Pero la actitud más general fue la huida hacia adelante. Ignorar a Borges reconvirtió en la perfecta salida de un problema insoluble para los que querían seguir escribiendo sin que esa sombra, como la del padre de Hamlet, continuara apareciéndoseles en el camino. Con tal de escapar de sus ecos, se inscribieron en la tradición francesa, que Borges menospreciaba. Y otros -como Manuel Puig- se aferraron a subgéneros populares, como el radioteatro o las películas clásicas de Holllywood para escribir en paz. Los más desesperados -quizás, lo más lúcidos- se dieron a inventar otros precursores. Un escritor marginal, Ricardo Zelarrayán, fue venerado por algunos como maestro. Algo parecido sucedió con Osvaldo Lamborghinini, hermano de un poeta celebrado del peronismo.

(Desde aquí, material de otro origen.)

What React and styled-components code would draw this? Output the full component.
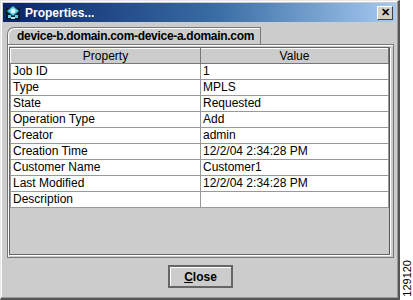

Un caso ejemplar es el de Ricardo Piglia. Durante décadas dio clases en sus talleres literarios y en universidades sobre Sarmiento y Arlt, cuyas obras glorificaba. Sin embargo, su prosa esteticista, le debe mucho más a Borges que a los ídolos que promocionó.

El anecdotario es, en realidad, lo que registra la minucia de la crónica. Lo que importa de Borges es su obra. Por eso estas líneas pretender conservar y recrear aquello que se perderá, lo que quedará en el olvido: el Borges a través del cual se relacionaron, discutieron, simpatizaron y se pelearon sus contemporáneos. Eso se cristalizará en la bruma y, al final, en la nada, porque no puede competir con Ficciones o con El libro de arena.

La crónica es, sobre todo, la memoria del día, de los días recientes o de aquellos días que la posteridad dejará en un plano accesorio, como un apéndice, acaso curioso, de una gran gran historia. Porque una cosa es los que nos narran Jenofonte o Alvar Nuñez con sus voces altas de enormes cronistas y otra, la letra, chica, la nota al pie, esa memoria de un resto, una ceniza, la hojarasca olvidada de la pregunta que nos hacíamos sus contemporáneos: ¿quién era, además del mayor de los escritores, en verdad, Borges?

Conocí a Borges cuando yo tenía trece años. Fue en un sótano de una galería comercial que daba a la calle Florida, en el centro de Buenos Aires, una noche en la cual se presentaba, en Falbo Librero Editor, Literaturas germánicas medievales, de Borges y su amiga María Esther Vázquez. Mi madre me había arrastrado hasta allí con la promesa de que iba a conocer a un poeta genial que compartía mi pasión por los vikingos.

Lo que ignoraba es que esa pasión sería, para ambos, de por vida. Y que la sombra de Borges ya es había instalado, definitiva, en mis días. “Algo que ciertamente no se nombra/ Con la palabra azar rige estas cosas.” Porque acaso no haya sido azar lo que supone mucho después: que mis padres se habían conocido en la Sociedad Científica Argentina, allá por el año 48 o 49, a la salida de una conferencia de Borges.